Recuperando la idea inicial de esta nota, apuntemos que la percepción social no es un click que congela una foto sino un proceso fluido y en disputa permanente, que se reescribe a la luz del presente. La mirada actual sobre el alfonsinismo, por ejemplo, es muy distinta, mucho más positiva, a la que prevalecía hace unos años (por motivos que habría que explorar, pareciera estar ocurriendo lo contrario con el kirchnerismo). Es en este sentido que, más allá del resultado en el Congreso y del posterior regreso a la normalidad, la reforma previsional y la violencia represiva parecen haber dejado una marca que quizás no resulte visible ahora pero que se irá haciendo notar con el tiempo.

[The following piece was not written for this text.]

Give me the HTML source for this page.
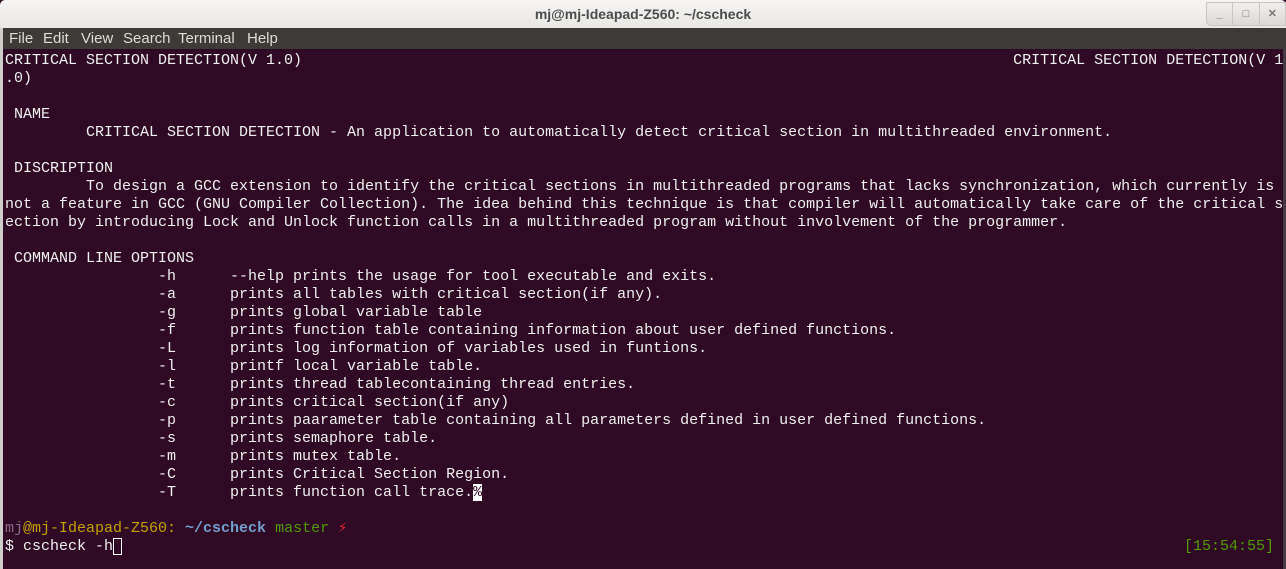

Por primera vez desde su llegada al poder, el macrismo vio cómo se quebraba el bloque comunicacional que hasta el momento lo había acompañado de manera monolítica y estuvo a punto de padecer una mini-125 (clima destituyente incluido). Ganó la votación legislativa pero perdió la batalla cultural.

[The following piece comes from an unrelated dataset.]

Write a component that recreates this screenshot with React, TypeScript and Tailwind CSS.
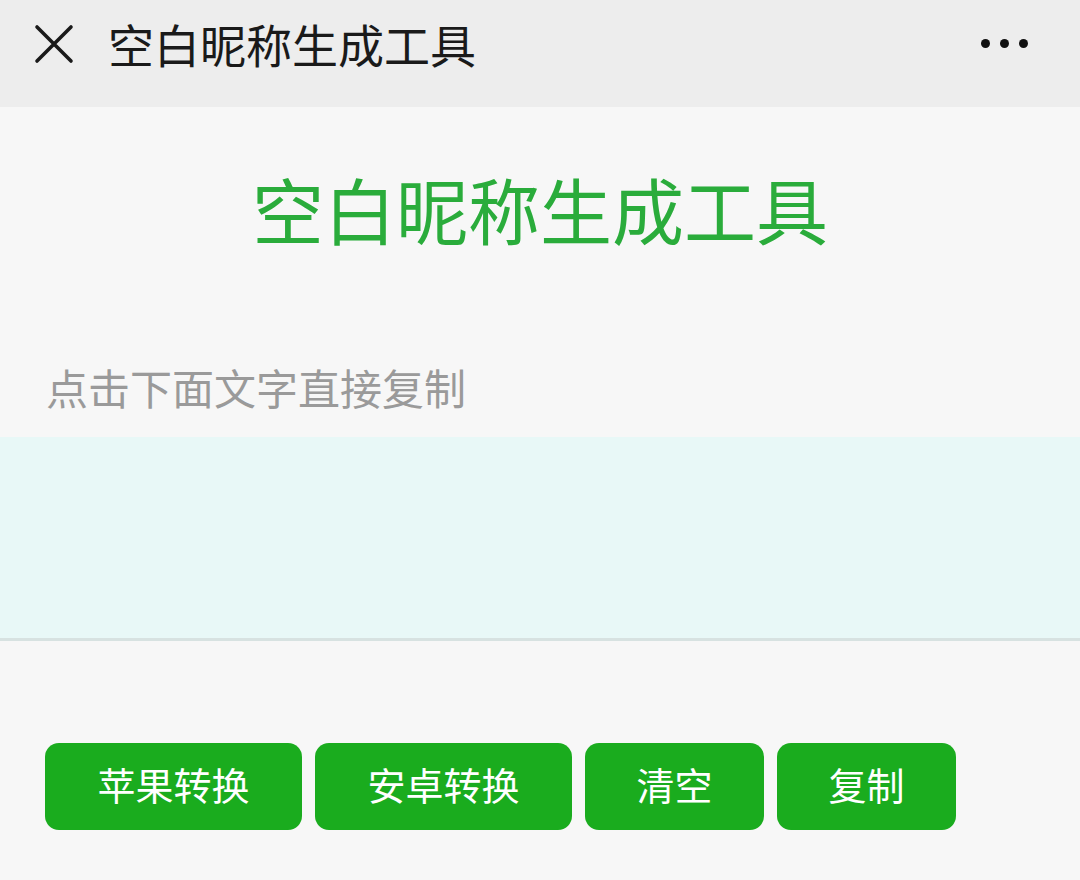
const FONT = 'font-["Noto_Sans_CJK_SC","Noto_Sans",sans-serif]';

const buttons = [
  { label: '苹果转换', w: 'w-[257px]' },
  { label: '安卓转换', w: 'w-[257px]' },
  { label: '清空', w: 'w-[179px]' },
  { label: '复制', w: 'w-[179px]' },
];

export default function App() {
  return (
    <div className={`${FONT} w-[1080px] h-[880px] bg-[#f7f7f7] overflow-hidden`}>
      {/* top bar */}
      <div className="h-[107px] bg-[#ededed] flex items-center pl-[33px] pr-[52px] pb-[20px]">
        <svg width="42" height="42" viewBox="0 0 42 42">
          <path d="M4 4 L38 38 M38 4 L4 38" stroke="#1a1a1a" strokeWidth="3.6" strokeLinecap="round" />
        </svg>
        <div className="ml-[33px] text-[46px] leading-none text-[#1a1a1a] mb-[2px]">空白昵称生成工具</div>
        <div className="ml-auto flex gap-[10px]">
          <span className="w-[9px] h-[9px] rounded-full bg-[#111]" />
          <span className="w-[9px] h-[9px] rounded-full bg-[#111]" />
          <span className="w-[9px] h-[9px] rounded-full bg-[#111]" />
        </div>
      </div>

      {/* heading */}
      <div className="pt-[61px] text-center text-[72px] leading-[80px] text-[#2aac3b]">空白昵称生成工具</div>

      <div className="mt-[115px] pl-[46px] text-[42px] leading-[48px] text-[#9a9a9a]">点击下面文字直接复制</div>

      {/* output area */}
      <div className="mt-[26px] h-[204px] bg-[#e8f8f7] border-b-[3px] border-[#d7e2e1]" />

      {/* buttons */}
      <div className="mt-[102px] pl-[45px] flex gap-[13px]">
        {buttons.map((b) => (
          <button
            key={b.label}
            className={`${b.w} h-[87px] rounded-[14px] bg-[#1aac1e] text-white text-[38px] leading-none flex items-center justify-center pb-[6px]`}
          >
            {b.label}
          </button>
        ))}
      </div>
    </div>
  );
}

El motivo es simple: el contundente triunfo oficialista en las elecciones de octubre abrió una nueva etapa política, marcó el verdadero comienzo del gobierno de Cambiemos. Disipada la amenaza de una restauración kirchnerista, con menos posibilidades de seguir apelando al fantasma del populismo como gran argumento justificador y auspiciado por un entorno regional que lo acompaña, Macri es, por fin, libre. En este contexto nuevo, la brecha entre la dificultad para conseguir mejoras de bienestar y el apoyo que concita –la distancia entre la realidad material y las expectativas– se va achicando. Lenta pero persistentemente, la mirada social va girando de la política a la economía. Sus votantes, por supuesto, todavía están dispuestos a respaldarlo, incluso a tolerar errores no forzados, excesos y torpezas. La hegemonía cultural no está en crisis. Pero los acontecimientos de diciembre sugieren que una parte importante de la sociedad ya empezó a hacer las cuentas.

1.  Clarín, 21-5-2017.
2. revistaanfibia.com
3. “Entre el imperio del ‘Estado de policía’ y los límites del derecho. Seguridad ciudadana y policía en Argentina”, en Revista Nueva Sociedad N° 191, mayo-junio de 2004.